▶ Dataset records
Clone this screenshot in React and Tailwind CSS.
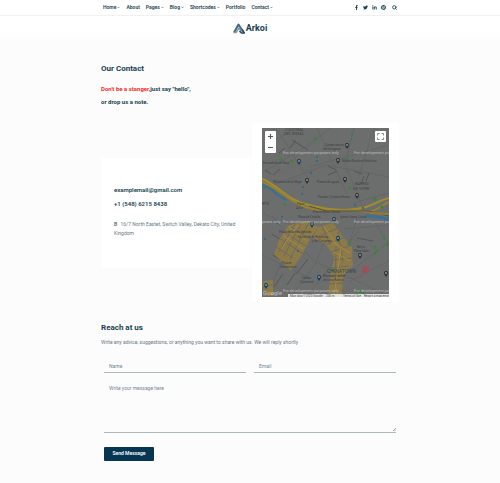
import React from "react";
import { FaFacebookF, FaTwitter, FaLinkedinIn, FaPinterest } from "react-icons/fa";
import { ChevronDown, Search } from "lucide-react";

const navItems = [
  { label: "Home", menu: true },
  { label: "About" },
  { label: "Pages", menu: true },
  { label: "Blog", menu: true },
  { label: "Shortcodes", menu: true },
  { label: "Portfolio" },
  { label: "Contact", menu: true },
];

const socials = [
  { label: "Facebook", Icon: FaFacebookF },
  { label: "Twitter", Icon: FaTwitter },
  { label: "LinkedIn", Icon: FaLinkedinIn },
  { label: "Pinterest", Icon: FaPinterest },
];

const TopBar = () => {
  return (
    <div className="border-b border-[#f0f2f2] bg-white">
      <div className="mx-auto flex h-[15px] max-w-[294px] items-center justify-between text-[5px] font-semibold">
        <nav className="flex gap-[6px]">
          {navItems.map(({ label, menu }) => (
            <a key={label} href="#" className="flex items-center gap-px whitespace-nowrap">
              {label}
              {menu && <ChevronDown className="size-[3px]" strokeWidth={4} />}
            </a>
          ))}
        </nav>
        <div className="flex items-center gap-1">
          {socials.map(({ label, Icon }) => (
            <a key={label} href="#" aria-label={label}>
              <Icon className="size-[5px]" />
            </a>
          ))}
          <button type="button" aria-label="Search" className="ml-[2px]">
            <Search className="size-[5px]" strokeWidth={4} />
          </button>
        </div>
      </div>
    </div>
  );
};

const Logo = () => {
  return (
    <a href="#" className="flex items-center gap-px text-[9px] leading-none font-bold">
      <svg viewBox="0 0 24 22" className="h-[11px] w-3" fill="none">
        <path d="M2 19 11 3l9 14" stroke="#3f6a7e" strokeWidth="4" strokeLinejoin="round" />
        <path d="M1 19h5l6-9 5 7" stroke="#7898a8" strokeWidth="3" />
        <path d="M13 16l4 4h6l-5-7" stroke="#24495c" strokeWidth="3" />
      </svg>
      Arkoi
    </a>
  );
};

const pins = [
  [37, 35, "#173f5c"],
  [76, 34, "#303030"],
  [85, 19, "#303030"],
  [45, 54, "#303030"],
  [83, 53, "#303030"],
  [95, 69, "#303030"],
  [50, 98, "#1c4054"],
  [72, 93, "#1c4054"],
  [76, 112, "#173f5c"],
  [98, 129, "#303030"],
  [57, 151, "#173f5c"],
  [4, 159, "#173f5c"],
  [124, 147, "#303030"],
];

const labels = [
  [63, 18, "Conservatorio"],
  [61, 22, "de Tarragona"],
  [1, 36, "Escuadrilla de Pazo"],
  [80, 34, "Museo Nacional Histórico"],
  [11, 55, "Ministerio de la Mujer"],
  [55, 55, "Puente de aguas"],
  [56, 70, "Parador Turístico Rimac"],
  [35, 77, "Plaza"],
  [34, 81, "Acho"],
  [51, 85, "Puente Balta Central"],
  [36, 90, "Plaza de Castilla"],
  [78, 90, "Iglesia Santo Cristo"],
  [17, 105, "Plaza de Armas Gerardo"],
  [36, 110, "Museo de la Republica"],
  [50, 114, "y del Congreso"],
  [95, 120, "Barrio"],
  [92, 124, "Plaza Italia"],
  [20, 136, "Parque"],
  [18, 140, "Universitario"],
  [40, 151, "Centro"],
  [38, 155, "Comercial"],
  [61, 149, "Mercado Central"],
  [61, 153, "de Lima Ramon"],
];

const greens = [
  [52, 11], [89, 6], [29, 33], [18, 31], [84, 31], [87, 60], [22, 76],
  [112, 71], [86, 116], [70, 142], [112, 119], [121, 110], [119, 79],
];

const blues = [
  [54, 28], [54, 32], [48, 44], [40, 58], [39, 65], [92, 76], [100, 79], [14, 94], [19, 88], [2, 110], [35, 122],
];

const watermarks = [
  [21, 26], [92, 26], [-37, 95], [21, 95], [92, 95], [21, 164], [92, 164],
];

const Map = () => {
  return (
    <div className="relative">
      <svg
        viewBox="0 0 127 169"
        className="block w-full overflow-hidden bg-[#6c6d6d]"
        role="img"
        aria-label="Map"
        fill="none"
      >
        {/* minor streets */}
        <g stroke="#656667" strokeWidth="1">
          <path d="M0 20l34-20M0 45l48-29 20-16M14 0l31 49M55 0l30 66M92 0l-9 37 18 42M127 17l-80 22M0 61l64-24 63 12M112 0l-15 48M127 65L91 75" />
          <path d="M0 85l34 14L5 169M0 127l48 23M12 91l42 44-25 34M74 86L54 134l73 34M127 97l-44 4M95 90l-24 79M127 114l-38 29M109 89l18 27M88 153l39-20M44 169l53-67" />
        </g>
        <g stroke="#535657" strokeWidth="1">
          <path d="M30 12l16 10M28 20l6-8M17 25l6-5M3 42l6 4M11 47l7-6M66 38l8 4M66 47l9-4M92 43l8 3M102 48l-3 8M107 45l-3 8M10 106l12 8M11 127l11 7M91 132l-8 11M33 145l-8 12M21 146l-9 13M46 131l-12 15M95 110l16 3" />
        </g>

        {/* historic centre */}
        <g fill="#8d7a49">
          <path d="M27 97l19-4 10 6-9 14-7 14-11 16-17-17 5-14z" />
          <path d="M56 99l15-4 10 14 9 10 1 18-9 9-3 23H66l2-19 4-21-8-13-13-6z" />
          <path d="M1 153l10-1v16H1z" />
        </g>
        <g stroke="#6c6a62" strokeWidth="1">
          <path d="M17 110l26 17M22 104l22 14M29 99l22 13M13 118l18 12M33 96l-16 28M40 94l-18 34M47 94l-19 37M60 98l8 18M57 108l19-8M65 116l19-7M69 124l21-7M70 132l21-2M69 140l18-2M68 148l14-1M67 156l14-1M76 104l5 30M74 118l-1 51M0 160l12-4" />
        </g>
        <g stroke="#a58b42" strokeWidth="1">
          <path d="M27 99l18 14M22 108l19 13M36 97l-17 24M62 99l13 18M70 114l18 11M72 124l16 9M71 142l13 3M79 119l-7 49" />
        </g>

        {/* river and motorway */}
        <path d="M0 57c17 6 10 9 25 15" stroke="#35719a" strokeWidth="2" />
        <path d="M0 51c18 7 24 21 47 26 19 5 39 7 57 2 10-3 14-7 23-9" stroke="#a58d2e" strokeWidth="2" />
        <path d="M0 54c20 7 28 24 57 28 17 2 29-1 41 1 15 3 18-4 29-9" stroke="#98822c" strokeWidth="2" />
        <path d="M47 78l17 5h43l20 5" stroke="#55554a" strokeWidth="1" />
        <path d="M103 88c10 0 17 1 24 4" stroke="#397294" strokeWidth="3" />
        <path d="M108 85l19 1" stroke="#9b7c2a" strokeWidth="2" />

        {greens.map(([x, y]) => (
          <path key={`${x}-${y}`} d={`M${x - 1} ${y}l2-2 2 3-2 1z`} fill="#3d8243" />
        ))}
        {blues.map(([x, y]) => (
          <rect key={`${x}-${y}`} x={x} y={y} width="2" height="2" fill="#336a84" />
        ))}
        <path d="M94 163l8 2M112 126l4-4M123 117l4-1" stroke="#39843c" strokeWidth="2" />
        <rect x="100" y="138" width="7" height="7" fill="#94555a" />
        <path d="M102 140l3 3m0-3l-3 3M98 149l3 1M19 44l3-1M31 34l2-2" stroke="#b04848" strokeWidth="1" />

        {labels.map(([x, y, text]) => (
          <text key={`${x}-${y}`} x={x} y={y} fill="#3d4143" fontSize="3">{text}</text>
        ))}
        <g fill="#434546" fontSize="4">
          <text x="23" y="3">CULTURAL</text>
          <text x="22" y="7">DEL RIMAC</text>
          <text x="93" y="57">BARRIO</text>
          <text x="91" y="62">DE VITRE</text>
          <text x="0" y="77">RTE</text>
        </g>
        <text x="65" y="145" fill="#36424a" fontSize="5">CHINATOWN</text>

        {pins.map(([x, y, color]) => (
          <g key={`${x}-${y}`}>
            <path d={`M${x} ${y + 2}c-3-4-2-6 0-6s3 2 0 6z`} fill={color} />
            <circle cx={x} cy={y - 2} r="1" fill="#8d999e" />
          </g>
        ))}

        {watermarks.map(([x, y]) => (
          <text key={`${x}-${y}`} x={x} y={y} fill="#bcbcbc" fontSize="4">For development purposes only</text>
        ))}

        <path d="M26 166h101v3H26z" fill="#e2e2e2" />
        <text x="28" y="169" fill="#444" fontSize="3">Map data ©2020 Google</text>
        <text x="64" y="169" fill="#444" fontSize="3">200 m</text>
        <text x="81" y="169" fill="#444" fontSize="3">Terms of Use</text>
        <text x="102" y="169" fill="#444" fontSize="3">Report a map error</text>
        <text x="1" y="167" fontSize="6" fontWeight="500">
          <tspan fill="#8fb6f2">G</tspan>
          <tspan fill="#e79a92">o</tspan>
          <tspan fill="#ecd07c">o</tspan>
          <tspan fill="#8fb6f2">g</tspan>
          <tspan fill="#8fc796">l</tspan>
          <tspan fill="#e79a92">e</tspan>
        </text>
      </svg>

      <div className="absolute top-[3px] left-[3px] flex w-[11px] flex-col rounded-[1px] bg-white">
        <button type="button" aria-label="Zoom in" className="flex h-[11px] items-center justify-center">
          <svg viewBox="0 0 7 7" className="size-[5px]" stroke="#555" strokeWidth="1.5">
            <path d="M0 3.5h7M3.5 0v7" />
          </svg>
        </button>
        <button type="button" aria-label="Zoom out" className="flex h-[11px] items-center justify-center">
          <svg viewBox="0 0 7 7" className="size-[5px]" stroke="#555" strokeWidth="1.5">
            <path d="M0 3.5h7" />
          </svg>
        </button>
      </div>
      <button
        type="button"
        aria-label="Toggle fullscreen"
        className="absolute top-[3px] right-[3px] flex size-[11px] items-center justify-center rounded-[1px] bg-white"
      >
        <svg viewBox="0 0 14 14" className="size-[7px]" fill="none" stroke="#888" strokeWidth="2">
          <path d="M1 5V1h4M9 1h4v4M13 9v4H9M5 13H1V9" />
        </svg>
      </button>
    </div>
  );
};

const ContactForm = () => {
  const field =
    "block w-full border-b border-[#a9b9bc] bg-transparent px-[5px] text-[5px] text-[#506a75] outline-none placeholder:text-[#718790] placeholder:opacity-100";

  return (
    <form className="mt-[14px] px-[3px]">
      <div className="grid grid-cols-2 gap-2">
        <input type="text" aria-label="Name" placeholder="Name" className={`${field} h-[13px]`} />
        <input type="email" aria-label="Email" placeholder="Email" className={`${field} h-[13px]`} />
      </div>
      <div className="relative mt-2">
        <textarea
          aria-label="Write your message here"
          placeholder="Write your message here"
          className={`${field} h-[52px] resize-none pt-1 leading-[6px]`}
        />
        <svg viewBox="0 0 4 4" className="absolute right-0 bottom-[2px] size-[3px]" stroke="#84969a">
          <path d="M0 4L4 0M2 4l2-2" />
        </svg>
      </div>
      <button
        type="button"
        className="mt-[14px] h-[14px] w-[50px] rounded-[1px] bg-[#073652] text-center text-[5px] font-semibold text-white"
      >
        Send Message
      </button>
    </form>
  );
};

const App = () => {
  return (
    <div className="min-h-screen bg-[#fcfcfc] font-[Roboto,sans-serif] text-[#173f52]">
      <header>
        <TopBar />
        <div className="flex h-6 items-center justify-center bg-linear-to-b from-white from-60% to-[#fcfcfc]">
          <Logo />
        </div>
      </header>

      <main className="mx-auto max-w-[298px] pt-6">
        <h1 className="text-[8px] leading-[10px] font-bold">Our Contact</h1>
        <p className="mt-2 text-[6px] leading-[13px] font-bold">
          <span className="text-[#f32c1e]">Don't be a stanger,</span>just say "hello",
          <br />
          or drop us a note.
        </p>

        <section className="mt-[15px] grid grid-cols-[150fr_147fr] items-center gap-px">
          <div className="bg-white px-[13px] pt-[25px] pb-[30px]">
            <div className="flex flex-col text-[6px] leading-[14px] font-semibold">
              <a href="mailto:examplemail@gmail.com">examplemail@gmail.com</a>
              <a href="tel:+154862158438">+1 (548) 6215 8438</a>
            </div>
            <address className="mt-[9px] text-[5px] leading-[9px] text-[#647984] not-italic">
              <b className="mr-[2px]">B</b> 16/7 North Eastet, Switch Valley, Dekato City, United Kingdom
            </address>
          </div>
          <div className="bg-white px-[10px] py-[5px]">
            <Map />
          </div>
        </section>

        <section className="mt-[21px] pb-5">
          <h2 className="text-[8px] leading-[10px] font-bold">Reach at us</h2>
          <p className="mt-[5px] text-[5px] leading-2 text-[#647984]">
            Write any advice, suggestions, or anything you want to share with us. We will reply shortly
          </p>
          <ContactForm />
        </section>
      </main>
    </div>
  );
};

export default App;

==

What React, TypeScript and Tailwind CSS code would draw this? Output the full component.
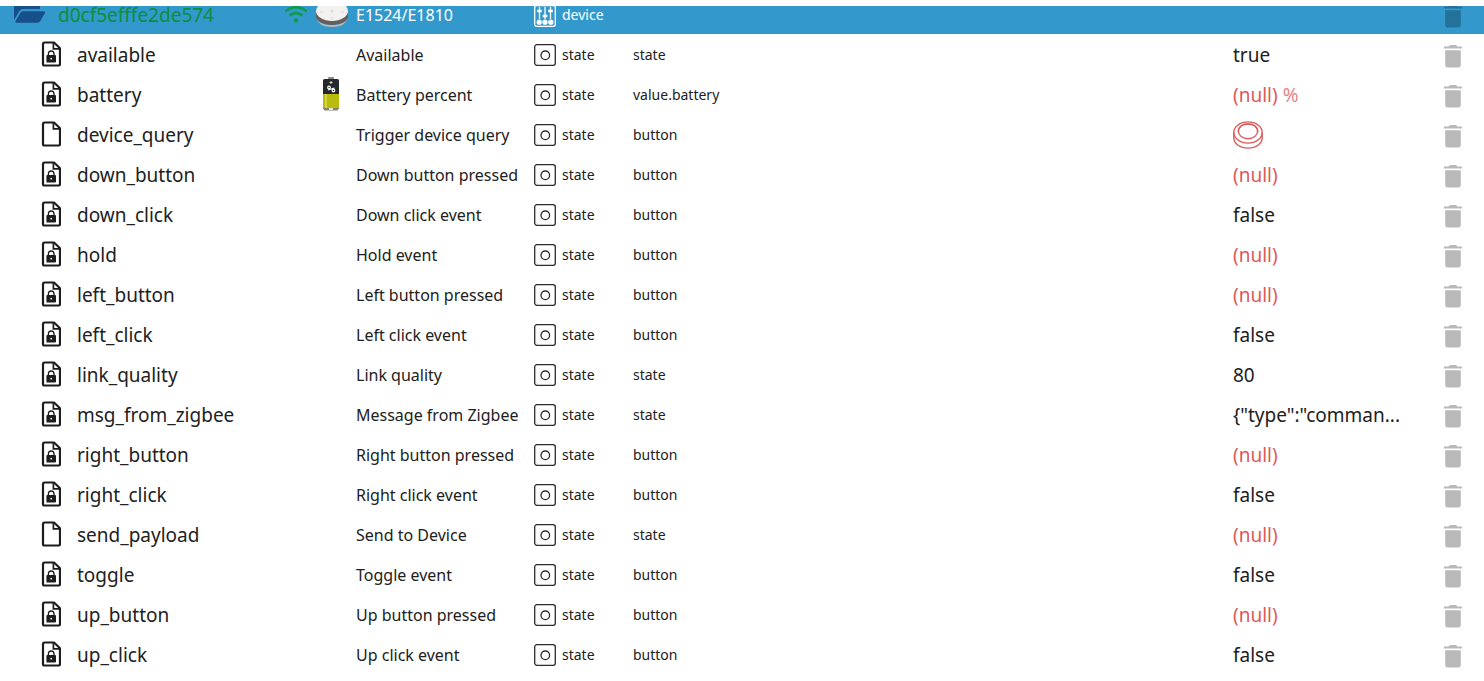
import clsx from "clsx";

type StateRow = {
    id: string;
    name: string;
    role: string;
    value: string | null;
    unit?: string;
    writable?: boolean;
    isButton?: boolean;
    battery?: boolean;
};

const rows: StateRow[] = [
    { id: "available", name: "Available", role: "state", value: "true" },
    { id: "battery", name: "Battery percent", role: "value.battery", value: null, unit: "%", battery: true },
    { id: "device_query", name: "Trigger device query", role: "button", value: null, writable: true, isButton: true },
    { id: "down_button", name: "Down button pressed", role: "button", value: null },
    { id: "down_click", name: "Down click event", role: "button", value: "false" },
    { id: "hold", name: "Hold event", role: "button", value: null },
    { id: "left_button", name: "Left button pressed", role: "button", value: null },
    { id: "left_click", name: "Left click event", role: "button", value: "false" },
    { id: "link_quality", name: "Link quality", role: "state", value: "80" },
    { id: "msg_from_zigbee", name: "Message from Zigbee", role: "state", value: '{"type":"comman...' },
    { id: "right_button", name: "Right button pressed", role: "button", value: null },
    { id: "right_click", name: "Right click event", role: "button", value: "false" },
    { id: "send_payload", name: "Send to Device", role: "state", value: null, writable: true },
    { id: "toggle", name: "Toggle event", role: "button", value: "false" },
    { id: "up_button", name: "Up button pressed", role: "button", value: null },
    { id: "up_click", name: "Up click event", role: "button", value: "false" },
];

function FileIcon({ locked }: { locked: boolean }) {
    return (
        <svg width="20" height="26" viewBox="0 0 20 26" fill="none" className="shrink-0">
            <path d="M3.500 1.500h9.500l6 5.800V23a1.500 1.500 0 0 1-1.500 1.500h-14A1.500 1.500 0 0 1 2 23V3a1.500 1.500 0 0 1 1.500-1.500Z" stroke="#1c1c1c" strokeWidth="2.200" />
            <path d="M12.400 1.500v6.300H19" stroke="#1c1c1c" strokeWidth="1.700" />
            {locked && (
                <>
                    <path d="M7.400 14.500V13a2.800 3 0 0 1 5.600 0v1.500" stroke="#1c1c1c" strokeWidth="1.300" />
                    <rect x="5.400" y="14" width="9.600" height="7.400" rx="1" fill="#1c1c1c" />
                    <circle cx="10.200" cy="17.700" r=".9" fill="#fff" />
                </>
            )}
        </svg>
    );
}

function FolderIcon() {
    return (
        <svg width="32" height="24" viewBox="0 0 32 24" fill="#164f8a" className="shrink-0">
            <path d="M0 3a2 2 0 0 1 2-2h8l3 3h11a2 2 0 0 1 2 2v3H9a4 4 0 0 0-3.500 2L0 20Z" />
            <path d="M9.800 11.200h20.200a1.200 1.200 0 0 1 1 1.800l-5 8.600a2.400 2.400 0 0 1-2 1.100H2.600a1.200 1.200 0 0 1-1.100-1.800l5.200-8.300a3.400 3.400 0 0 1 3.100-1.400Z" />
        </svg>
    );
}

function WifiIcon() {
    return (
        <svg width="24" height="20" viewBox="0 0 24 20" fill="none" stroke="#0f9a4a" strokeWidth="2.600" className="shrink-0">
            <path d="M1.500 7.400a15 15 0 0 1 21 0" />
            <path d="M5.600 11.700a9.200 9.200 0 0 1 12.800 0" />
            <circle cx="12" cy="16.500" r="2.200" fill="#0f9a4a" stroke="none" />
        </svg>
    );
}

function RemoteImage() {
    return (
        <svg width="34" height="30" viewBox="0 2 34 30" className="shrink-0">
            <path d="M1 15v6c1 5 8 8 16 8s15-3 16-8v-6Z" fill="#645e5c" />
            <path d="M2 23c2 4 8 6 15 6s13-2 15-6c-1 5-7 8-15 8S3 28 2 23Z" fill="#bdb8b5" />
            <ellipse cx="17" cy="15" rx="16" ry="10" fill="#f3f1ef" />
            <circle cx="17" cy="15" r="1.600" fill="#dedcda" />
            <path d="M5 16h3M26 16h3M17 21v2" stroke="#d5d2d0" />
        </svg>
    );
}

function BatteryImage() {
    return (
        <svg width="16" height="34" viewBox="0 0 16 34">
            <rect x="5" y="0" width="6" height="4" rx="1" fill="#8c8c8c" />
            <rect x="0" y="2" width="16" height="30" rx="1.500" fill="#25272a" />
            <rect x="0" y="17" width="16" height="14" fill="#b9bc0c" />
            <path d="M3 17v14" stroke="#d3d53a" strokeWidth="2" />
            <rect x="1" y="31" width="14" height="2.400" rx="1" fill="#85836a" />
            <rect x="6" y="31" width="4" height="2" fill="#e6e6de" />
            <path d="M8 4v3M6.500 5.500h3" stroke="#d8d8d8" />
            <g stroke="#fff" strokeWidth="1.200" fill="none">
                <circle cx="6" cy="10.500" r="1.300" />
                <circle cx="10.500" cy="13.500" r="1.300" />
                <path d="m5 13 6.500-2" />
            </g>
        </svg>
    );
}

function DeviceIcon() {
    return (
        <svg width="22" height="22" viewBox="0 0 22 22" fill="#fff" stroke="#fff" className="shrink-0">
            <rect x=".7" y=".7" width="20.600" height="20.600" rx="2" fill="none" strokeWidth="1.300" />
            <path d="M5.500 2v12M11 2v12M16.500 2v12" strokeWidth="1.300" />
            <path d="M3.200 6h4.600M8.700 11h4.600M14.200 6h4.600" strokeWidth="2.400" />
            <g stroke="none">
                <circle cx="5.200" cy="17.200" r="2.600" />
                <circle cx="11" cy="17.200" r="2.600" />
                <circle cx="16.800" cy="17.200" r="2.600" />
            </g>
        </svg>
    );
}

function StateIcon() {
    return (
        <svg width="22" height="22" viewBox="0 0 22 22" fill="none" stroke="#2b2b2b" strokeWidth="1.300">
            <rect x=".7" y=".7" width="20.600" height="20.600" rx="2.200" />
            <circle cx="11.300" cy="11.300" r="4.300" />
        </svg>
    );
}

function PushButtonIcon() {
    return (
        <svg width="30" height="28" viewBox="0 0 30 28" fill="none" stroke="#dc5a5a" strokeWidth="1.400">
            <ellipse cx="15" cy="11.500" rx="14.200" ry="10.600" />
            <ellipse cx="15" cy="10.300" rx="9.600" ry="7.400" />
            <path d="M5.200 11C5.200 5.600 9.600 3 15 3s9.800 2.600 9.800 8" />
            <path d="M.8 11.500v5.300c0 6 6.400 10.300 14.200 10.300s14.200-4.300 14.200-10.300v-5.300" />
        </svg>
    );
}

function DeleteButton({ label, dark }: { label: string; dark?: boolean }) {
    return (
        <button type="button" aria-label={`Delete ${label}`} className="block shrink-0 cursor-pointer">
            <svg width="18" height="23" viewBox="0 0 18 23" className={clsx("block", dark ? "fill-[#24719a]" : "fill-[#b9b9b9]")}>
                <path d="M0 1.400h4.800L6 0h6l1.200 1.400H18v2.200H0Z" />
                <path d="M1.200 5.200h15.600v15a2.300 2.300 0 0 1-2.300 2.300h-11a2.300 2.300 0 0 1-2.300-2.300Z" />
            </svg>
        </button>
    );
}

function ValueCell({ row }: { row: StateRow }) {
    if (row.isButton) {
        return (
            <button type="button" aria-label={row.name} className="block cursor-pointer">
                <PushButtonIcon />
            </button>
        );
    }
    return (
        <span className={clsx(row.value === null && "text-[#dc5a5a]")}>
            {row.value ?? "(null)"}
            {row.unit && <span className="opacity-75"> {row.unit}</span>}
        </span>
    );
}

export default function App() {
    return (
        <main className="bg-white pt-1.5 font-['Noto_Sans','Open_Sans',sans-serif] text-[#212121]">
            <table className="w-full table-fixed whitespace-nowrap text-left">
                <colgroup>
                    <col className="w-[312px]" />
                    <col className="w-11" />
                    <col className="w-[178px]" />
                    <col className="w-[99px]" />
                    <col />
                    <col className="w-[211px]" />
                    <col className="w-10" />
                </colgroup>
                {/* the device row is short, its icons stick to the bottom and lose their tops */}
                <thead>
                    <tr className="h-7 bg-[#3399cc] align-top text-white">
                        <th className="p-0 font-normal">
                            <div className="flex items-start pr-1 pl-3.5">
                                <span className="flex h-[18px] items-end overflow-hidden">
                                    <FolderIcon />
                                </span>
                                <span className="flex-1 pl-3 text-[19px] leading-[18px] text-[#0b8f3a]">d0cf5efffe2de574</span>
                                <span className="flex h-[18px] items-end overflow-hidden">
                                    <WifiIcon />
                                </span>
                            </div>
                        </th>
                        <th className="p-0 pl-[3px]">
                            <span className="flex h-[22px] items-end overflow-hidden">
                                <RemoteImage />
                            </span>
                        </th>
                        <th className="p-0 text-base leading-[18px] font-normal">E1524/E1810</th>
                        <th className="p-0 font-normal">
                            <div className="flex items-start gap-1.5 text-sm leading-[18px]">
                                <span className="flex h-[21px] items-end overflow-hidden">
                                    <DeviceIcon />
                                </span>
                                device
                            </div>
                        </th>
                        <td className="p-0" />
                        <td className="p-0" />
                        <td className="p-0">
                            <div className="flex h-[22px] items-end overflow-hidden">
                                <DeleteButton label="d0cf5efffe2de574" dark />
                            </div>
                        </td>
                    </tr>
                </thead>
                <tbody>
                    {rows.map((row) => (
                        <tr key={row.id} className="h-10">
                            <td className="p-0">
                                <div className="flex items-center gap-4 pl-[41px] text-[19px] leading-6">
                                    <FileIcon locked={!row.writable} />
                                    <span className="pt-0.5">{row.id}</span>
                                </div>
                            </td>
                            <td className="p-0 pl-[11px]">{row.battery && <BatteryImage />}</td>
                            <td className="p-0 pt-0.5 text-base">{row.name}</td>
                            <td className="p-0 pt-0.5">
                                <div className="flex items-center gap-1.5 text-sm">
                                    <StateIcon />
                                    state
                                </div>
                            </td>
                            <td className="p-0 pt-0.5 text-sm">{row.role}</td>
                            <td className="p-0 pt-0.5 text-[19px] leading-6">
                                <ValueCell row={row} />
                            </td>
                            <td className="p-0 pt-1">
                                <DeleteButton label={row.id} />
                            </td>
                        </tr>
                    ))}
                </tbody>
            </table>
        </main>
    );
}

▶ Description of the task
Copy out all lines from the material above that contain the string "Tailwind".

▶ Answer below
Clone this screenshot in React and Tailwind CSS.
What React, TypeScript and Tailwind CSS code would draw this? Output the full component.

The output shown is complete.